The higher the coin grade, then the higher its value should be. Proper coin handling helps to reduce the risk of putting any harmful substances that may lead to spots or changes in the coin’s color, to help retain its value and grade. The coins you cherish and collect should always be carefully handled, in order to reduce the possibility of causing unnecessary wear and tear on these. Highly-valued coins (see how to value your coins here) should as well, be properly cared for, because they will be given a 'coin grade' (see this guide to grading coins) depending on its actual condition and state, and its price as well would be determined by the grade.

Uncirculated or 'Proof' coins should never be touched or clumsily handled. These should also not be held on the edges, since mere fingerprints may do a lot of damage, and reduce not only the coin grade but the coin value as well. Whenever you need to place down a coin outside of its holder, ensure that it’s laid down on a clean and soft surface. You may also lay down a coin on a soft velvet pad, or on a clean, soft cloth or sheet of paper. In addition, avoid holding coins in front of your mouth, because small amounts of moisture could lead to the formation of spots on the coin’s surface. More importantly, you should never drag coins across any surfaces, so that you would avoid scratching or tearing its edges.

Some collectors even wear clean white cloth or surgical gloves when handling valuable or rare coins, to make sure that their coin collections remain neat, shiny and in tiptop shape. A number of specialized coin holders are available today, and these help to provide adequate protection to the coin, and ensure it stays prized and valuable.

While you may think that clean and shiny coins offer better value, the most seasoned of collectors would rather opt to have coins that retain their original appearance, since unsafely cleaning a coin may lead to a reduction of its value by half or more. Wiping a coin is also seen as a no-no, because even using a soft cloth would be enough to cause tiny, minute scratches on its surface.

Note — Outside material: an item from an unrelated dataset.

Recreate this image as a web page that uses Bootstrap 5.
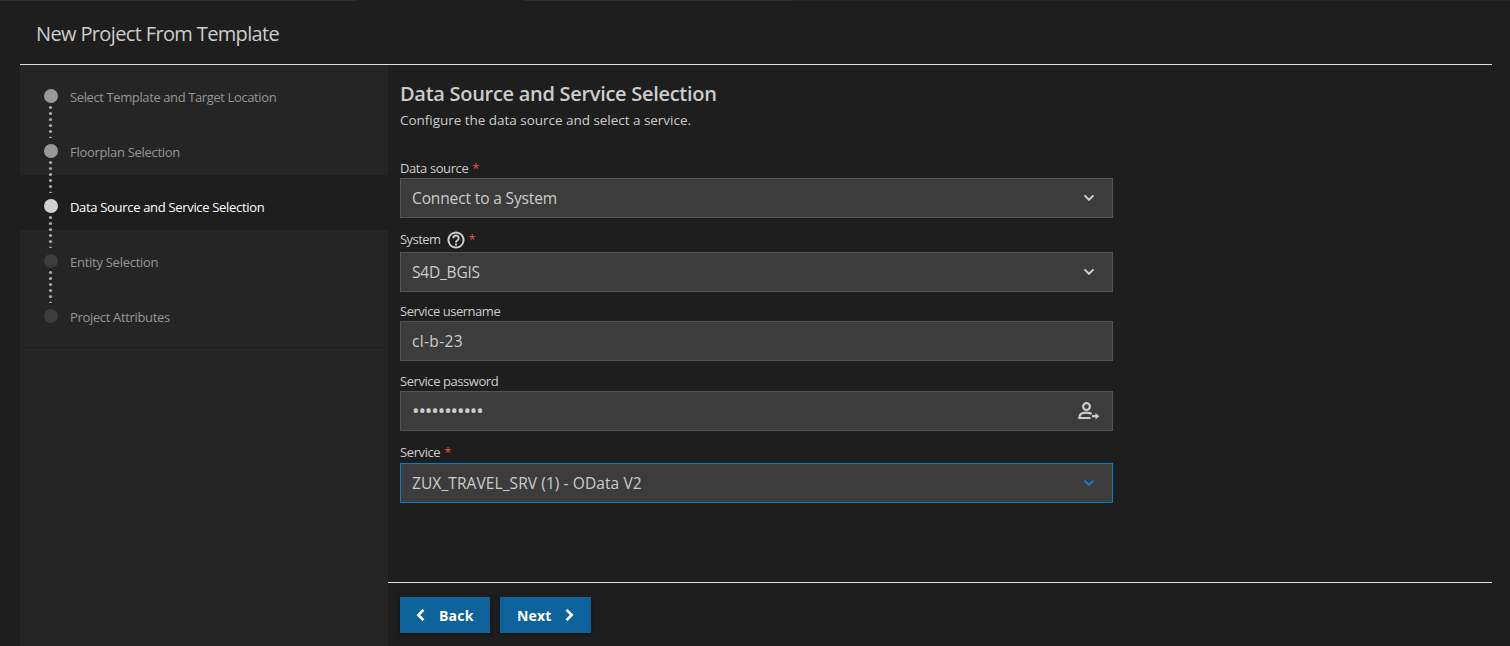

Properly cleaning coins should be done in a manner that is comparable to the way an art collector tries to restore a classic masterpiece. If unsure, coin cleaning should then be best left to the professional cleaners, who have the skill and experience in different coin cleaning techniques. Some expert cleaners for example, soak a coin in olive oil or soapy water for days, to safely remove dirt and other foreign substances, and then rinse these with tap water and then dry it with compressed air.

Expert coin collectors stress that coins normally go through a natural process called 'toning' which refers to a chemical reaction wherein the atoms on the coin’s surface react with sulfur compounds, often leading to the tarnishing of the coin’s surface. This is a non-reversible process however, although some professional collectors indicate that the coin may be repaired through a dipping process, which should strip the unwanted particles or substances from the coin’s surface. Natural toning, on the other hand, may also help towards increasing a coin’s value.